— THE EXERCISE —
How many lines in the listing below include the word "styles"? Answer with the number and nothing else.

— STORED DATA —
◆ ◆ ◆ ◆
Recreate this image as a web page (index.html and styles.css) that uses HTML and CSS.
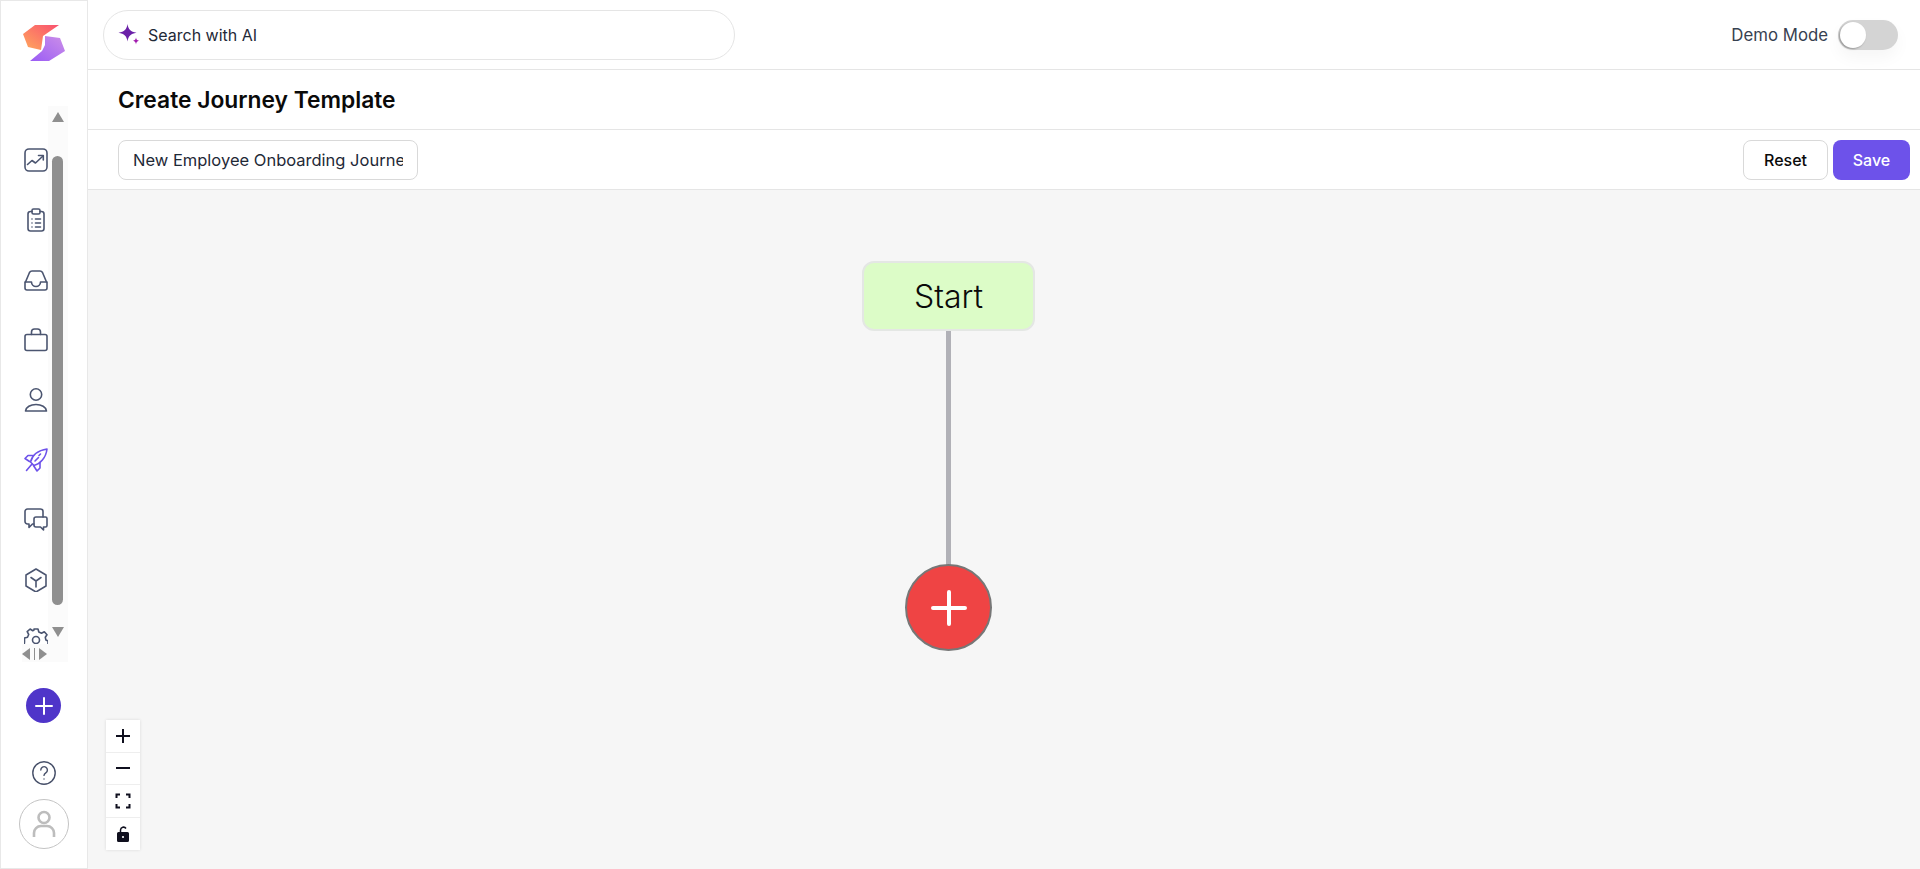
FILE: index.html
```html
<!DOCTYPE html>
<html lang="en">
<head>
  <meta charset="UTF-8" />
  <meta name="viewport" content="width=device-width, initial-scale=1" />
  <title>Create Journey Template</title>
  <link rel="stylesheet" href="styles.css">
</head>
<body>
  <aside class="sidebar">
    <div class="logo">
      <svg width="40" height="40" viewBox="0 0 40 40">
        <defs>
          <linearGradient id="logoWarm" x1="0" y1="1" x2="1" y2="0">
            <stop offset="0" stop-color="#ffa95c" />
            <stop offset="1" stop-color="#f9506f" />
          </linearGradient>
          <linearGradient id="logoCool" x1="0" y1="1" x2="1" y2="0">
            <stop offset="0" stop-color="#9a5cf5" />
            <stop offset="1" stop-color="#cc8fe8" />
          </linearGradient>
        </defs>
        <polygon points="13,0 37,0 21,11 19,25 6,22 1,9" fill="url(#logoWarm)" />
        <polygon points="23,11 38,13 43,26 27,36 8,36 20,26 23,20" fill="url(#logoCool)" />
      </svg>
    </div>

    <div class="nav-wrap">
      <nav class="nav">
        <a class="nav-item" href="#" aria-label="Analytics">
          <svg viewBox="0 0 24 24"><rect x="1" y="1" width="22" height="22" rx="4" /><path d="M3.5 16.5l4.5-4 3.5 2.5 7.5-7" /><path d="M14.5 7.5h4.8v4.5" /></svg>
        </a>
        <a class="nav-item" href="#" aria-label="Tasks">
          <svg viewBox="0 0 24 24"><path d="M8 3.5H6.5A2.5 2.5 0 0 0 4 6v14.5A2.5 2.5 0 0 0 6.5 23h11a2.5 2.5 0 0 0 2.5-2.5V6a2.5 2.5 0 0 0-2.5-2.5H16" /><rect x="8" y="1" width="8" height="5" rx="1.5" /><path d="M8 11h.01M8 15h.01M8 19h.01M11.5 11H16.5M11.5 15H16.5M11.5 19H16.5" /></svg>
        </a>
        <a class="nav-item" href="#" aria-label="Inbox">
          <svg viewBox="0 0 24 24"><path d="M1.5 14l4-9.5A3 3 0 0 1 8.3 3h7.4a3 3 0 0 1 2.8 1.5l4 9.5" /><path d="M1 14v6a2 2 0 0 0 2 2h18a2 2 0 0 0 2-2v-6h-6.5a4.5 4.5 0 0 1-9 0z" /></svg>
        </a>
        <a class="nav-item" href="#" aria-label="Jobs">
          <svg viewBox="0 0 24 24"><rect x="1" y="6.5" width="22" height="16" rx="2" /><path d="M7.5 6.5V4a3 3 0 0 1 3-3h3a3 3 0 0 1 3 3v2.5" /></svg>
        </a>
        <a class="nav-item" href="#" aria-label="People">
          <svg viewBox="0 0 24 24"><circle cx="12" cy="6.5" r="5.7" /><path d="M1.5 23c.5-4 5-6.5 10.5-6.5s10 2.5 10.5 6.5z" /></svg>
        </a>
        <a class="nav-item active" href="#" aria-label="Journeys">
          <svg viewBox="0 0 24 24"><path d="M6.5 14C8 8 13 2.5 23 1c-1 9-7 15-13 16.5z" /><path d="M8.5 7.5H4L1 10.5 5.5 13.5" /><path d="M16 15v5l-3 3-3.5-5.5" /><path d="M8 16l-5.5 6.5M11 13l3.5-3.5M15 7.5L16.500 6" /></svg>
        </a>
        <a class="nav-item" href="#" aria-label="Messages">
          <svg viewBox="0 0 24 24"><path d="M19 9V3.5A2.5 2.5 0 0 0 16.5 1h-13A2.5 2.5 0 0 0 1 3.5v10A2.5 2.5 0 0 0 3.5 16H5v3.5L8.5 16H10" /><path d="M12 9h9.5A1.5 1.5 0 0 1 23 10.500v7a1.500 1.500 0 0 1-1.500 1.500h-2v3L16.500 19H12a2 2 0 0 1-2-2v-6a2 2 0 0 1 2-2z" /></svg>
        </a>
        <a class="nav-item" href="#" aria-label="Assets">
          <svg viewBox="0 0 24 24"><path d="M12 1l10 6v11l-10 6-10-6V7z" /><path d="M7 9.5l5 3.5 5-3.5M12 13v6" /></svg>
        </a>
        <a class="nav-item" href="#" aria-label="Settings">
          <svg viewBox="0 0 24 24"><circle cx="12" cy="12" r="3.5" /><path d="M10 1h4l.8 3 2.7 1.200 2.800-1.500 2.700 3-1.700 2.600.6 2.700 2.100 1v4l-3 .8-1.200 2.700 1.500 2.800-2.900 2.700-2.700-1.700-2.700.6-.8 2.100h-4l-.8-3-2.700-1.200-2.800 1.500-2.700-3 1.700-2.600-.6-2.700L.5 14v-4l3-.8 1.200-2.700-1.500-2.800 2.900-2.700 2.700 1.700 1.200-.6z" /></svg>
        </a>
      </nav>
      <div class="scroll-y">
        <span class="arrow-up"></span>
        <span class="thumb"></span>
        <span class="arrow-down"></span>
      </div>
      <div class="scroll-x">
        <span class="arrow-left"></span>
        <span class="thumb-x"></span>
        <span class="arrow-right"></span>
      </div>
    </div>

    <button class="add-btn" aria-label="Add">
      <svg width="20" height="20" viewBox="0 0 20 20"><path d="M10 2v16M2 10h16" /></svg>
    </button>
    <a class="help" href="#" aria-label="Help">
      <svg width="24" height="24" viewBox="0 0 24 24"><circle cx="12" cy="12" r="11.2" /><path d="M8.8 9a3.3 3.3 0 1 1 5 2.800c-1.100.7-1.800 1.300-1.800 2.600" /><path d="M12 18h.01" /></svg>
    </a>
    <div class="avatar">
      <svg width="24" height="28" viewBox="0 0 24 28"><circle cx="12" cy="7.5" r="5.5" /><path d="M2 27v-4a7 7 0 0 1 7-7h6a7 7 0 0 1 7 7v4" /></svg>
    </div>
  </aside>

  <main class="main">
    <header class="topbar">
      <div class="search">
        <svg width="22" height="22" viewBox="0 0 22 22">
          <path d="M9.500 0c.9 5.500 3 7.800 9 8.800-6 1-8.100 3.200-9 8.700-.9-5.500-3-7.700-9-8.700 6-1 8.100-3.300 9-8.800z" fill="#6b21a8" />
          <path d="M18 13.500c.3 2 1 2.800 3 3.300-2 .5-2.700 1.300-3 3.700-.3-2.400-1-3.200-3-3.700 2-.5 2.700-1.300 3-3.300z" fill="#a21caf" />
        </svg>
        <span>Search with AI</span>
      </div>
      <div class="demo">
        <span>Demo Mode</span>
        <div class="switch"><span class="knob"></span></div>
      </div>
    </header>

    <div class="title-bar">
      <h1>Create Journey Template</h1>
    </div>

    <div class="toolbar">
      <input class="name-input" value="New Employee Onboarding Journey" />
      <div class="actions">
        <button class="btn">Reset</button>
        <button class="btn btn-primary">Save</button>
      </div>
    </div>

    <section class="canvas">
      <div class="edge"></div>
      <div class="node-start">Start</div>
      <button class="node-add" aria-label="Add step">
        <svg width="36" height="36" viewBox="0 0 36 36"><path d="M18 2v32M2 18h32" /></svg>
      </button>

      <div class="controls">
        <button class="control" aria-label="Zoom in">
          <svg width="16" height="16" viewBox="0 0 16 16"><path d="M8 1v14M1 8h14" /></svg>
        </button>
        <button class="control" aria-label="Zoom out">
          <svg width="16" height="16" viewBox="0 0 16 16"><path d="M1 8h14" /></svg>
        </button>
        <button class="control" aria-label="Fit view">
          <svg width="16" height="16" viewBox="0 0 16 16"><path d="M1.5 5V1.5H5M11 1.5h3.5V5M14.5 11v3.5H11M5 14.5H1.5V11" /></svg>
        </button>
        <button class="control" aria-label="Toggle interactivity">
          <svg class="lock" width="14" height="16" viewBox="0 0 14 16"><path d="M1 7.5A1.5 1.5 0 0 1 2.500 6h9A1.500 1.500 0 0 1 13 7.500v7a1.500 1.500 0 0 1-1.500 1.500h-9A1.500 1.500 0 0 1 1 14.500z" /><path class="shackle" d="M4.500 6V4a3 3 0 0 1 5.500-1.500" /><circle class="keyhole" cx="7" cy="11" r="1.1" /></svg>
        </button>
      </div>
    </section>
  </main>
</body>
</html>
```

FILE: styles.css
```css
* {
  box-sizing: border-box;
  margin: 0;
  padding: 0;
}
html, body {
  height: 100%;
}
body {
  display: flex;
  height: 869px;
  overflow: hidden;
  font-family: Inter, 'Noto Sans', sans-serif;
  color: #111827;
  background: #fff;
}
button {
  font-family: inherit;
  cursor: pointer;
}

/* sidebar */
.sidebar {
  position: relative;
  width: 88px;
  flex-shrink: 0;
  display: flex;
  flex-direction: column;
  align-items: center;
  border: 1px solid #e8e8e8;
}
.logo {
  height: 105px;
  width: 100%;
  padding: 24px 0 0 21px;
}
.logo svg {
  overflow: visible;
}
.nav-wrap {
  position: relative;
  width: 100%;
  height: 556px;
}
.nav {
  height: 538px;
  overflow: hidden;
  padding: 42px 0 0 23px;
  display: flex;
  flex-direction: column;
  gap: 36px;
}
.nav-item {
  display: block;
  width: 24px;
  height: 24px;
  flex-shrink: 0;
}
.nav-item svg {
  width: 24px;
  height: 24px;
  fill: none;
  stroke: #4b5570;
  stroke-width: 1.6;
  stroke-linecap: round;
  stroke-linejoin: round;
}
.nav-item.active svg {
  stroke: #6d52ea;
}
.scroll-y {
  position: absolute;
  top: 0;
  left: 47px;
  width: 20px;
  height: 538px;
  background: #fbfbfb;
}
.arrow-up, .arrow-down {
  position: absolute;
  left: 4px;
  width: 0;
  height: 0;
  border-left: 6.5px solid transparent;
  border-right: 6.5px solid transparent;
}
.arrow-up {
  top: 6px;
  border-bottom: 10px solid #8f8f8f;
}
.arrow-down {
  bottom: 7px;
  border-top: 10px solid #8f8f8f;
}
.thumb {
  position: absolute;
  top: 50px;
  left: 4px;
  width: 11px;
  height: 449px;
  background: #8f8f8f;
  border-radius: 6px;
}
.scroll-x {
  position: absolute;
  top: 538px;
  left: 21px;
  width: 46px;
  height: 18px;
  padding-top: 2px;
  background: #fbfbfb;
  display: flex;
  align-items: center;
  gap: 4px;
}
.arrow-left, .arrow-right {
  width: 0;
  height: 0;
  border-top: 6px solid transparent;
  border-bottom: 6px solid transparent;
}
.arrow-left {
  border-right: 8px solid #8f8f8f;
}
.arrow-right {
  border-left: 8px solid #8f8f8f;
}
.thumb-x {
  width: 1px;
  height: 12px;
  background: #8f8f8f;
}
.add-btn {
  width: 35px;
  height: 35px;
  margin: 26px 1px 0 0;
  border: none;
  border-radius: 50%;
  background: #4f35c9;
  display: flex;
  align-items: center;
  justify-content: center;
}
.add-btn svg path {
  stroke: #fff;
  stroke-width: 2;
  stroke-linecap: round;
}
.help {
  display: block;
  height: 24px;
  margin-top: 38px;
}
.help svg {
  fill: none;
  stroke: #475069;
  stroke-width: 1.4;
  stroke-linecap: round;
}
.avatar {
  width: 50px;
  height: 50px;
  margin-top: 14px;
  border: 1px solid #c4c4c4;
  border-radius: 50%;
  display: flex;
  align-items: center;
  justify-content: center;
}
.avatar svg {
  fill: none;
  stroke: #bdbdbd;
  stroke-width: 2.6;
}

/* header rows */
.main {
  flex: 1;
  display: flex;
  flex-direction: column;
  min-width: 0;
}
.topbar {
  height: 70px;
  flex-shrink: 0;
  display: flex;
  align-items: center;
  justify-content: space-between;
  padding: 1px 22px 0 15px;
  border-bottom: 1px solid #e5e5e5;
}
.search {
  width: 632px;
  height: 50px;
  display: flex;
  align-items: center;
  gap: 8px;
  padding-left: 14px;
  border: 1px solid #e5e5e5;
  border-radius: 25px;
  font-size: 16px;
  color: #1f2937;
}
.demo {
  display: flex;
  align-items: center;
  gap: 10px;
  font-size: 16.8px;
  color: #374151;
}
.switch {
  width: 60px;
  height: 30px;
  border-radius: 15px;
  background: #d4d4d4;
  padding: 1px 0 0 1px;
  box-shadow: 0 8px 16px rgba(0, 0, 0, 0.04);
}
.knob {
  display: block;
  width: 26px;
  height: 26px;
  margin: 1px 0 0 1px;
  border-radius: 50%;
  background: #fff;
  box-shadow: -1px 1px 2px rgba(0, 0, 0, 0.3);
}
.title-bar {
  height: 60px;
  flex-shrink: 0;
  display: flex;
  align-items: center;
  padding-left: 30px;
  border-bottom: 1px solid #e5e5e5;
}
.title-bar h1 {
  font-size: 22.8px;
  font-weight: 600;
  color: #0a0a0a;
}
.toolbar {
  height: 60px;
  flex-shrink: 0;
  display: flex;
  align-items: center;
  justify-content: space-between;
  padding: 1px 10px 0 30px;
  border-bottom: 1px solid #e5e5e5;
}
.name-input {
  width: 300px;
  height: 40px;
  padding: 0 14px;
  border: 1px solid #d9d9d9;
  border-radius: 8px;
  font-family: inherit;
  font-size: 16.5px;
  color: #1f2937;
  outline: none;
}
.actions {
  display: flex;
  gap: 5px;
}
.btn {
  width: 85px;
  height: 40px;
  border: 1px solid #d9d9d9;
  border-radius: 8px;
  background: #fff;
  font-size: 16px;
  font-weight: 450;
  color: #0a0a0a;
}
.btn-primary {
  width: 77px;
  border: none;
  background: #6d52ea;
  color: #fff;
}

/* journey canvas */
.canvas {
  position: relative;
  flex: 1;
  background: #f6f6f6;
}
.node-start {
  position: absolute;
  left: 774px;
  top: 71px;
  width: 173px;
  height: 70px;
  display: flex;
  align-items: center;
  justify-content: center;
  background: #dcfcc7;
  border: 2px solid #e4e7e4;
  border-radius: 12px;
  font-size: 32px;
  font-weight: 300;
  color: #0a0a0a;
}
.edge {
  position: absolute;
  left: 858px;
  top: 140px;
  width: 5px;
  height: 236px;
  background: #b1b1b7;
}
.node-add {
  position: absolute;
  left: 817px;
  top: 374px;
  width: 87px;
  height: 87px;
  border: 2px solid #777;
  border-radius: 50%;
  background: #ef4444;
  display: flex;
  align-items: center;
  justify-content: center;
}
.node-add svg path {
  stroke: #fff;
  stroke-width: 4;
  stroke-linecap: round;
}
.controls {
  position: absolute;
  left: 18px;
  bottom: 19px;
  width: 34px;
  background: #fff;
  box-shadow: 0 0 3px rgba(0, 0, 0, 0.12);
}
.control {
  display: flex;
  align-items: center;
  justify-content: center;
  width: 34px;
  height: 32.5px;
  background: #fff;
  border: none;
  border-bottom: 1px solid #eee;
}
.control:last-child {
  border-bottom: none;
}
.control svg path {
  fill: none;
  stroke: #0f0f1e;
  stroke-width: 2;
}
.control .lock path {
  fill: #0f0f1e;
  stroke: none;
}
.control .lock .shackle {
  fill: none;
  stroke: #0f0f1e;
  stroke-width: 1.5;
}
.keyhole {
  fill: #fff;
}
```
◆ ◆ ◆ ◆
— SOLUTION FOR THIS EXERCISE —
3